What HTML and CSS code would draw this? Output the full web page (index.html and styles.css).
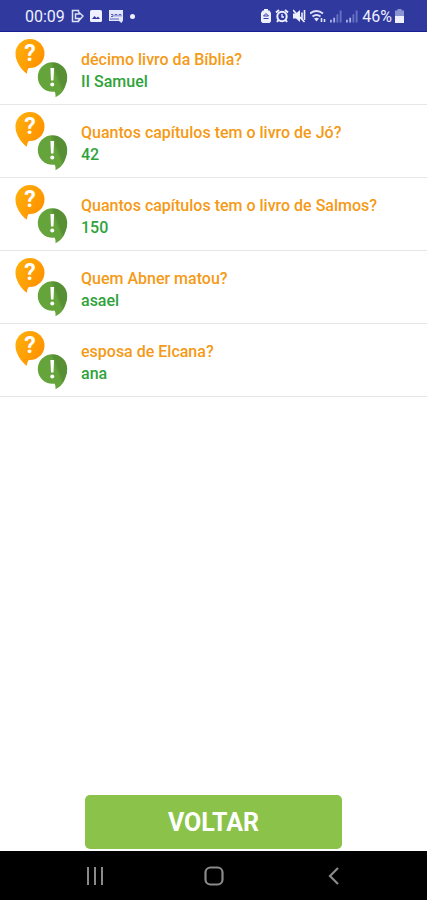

==

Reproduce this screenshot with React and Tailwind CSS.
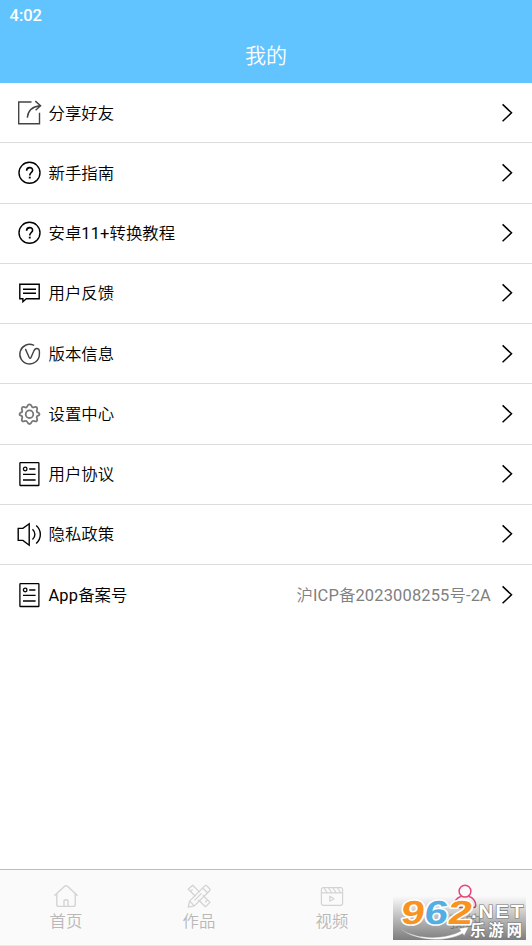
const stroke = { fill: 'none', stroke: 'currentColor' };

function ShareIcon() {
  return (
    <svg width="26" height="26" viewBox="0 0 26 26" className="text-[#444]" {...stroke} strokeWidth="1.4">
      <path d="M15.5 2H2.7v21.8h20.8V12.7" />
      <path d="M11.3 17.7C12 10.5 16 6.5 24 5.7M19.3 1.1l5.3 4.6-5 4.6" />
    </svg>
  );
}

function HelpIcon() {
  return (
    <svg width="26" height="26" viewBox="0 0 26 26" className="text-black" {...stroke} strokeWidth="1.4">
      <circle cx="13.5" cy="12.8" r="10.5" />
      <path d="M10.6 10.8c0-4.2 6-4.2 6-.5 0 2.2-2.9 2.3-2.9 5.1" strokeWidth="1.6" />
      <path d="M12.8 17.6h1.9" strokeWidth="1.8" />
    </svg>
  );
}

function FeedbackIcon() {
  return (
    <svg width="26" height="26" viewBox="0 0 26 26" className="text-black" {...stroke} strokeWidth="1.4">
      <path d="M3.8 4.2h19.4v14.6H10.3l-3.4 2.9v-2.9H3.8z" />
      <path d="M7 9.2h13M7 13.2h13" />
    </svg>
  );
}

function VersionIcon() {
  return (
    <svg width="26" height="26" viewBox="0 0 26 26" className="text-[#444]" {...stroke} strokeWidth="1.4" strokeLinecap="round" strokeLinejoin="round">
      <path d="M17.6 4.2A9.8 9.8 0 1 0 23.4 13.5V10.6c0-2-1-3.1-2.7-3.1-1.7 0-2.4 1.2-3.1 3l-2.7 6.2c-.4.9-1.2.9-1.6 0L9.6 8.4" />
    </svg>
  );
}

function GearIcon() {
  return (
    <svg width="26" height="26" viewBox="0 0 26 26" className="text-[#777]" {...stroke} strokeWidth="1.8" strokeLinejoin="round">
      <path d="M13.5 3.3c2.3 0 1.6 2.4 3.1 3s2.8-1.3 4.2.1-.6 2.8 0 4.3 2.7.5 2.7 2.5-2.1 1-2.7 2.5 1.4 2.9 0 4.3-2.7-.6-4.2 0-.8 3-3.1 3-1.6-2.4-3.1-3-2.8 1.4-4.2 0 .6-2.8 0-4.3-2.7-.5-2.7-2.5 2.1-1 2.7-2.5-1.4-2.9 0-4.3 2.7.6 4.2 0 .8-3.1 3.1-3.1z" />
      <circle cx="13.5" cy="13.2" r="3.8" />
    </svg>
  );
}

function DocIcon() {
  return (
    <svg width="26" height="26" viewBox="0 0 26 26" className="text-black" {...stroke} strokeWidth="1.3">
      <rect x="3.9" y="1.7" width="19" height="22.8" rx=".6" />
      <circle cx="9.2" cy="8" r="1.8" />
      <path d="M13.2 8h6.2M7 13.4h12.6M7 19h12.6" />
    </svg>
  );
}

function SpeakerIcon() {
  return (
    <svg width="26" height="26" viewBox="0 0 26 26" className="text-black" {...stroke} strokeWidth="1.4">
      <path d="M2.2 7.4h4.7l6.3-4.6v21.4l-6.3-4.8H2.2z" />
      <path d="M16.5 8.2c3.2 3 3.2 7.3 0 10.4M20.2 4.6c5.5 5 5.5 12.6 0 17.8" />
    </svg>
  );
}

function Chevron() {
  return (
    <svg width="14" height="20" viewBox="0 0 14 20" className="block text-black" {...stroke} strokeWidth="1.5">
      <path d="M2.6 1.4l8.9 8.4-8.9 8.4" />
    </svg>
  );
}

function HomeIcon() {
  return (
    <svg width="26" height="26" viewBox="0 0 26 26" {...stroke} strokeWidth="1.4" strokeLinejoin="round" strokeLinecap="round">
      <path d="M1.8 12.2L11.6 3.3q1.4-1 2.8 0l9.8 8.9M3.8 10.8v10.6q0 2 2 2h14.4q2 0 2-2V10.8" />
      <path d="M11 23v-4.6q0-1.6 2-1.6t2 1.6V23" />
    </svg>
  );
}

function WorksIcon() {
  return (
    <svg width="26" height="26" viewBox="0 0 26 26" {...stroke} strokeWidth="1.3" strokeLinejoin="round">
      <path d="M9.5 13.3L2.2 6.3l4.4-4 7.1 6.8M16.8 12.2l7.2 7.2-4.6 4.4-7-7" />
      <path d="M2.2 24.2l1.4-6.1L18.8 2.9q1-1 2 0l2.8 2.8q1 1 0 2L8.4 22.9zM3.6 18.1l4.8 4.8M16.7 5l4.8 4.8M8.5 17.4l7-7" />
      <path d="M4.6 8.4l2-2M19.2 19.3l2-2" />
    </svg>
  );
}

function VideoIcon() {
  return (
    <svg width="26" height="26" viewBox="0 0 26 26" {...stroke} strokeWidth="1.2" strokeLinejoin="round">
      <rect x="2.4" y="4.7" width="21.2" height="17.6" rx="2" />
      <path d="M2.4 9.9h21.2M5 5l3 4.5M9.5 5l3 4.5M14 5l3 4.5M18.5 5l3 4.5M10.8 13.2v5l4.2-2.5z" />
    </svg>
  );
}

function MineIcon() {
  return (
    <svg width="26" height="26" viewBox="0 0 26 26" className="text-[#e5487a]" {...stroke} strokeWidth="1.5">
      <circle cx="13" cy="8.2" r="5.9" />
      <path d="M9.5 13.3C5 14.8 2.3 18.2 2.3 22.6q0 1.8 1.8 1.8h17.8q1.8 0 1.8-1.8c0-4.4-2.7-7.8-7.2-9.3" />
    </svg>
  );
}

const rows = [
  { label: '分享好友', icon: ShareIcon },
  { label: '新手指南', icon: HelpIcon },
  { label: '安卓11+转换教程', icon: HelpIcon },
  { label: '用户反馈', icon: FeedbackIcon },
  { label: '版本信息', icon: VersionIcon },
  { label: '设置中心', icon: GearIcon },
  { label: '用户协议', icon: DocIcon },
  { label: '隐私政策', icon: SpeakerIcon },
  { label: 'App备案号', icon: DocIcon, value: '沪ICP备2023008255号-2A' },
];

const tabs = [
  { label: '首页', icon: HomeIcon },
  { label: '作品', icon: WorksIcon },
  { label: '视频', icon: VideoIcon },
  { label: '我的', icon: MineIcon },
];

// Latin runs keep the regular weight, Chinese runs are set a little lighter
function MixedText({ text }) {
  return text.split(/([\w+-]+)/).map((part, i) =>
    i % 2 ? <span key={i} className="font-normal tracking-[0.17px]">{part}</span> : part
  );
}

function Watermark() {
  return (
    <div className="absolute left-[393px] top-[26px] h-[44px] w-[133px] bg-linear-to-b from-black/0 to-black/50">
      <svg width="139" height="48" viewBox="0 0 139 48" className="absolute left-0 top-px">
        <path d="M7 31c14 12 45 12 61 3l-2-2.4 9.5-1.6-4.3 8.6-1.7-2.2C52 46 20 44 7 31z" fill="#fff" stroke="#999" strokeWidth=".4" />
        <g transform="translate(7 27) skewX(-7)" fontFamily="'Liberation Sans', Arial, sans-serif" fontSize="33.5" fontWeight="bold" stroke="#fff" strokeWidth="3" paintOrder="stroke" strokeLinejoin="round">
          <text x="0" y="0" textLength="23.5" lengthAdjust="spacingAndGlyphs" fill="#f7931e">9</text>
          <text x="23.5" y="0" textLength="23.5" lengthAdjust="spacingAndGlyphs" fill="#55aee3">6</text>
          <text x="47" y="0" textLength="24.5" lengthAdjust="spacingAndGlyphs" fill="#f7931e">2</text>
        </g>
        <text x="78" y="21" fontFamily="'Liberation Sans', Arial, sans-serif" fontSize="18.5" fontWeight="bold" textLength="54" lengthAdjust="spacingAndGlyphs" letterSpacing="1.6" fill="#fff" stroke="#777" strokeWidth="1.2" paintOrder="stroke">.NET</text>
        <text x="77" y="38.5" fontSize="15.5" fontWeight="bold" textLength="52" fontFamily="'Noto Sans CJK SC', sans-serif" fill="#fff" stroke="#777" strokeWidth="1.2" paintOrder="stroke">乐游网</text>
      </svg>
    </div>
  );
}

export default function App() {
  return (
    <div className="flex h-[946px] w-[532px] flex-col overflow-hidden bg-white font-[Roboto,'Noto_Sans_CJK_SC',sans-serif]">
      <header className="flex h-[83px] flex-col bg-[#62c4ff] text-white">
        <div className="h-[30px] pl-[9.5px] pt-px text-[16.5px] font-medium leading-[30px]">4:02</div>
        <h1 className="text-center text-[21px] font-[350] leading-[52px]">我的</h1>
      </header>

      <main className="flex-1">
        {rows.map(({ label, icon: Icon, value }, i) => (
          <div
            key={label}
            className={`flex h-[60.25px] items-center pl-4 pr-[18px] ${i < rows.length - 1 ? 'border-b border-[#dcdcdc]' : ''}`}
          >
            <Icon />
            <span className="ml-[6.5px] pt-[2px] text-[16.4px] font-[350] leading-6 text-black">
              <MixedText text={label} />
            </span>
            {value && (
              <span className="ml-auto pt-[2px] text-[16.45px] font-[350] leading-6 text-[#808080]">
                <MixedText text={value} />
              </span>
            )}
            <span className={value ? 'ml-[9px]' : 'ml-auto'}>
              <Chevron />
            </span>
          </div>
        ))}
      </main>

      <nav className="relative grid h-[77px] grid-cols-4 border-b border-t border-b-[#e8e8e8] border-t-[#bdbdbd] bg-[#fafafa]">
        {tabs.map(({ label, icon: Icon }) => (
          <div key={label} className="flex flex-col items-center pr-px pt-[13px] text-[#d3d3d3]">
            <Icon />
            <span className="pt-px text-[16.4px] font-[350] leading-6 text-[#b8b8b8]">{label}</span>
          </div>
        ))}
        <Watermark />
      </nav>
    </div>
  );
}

--

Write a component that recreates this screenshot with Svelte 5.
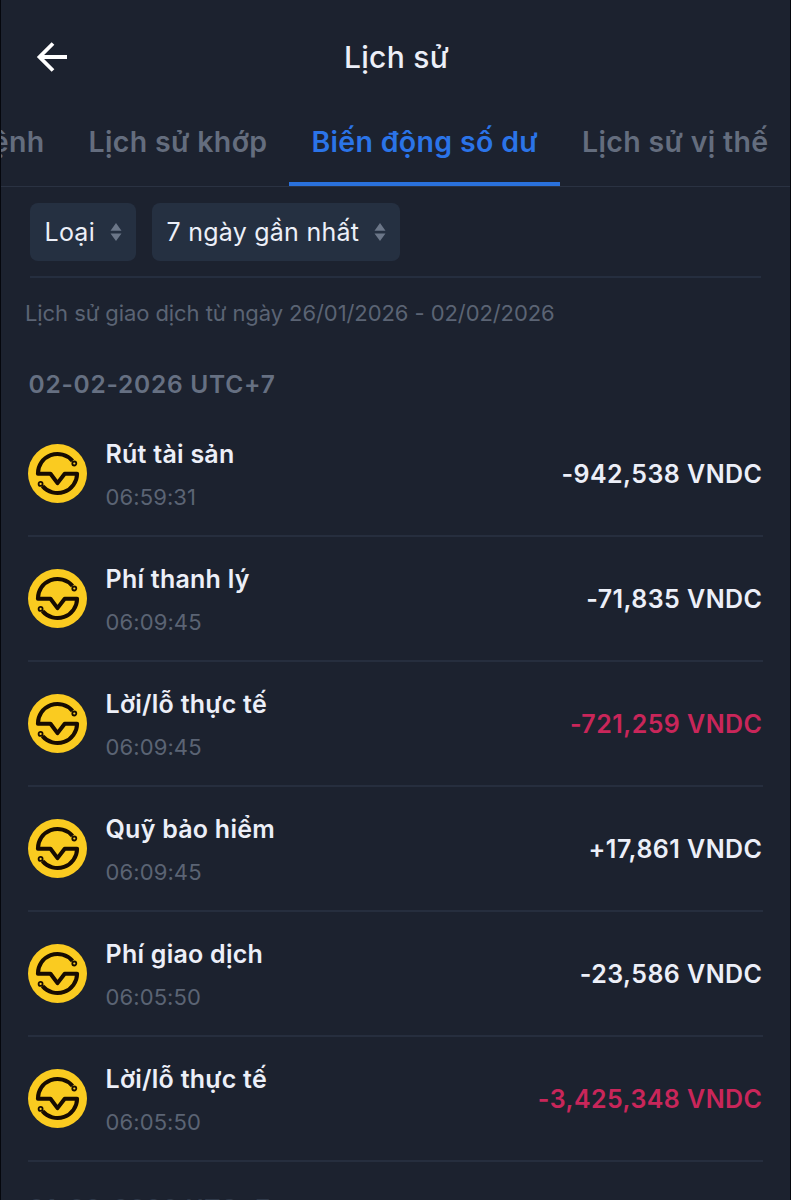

Stated task ::
Reproduce exactly the lines above starting at the line containing "Reproduce this screenshot" and ending at the line containing "fill: 'none', stroke: 'currentColor'", including both, but not the pictures.

Answer to the exercise ::
Reproduce this screenshot with React and Tailwind CSS.
const stroke = { fill: 'none', stroke: 'currentColor' };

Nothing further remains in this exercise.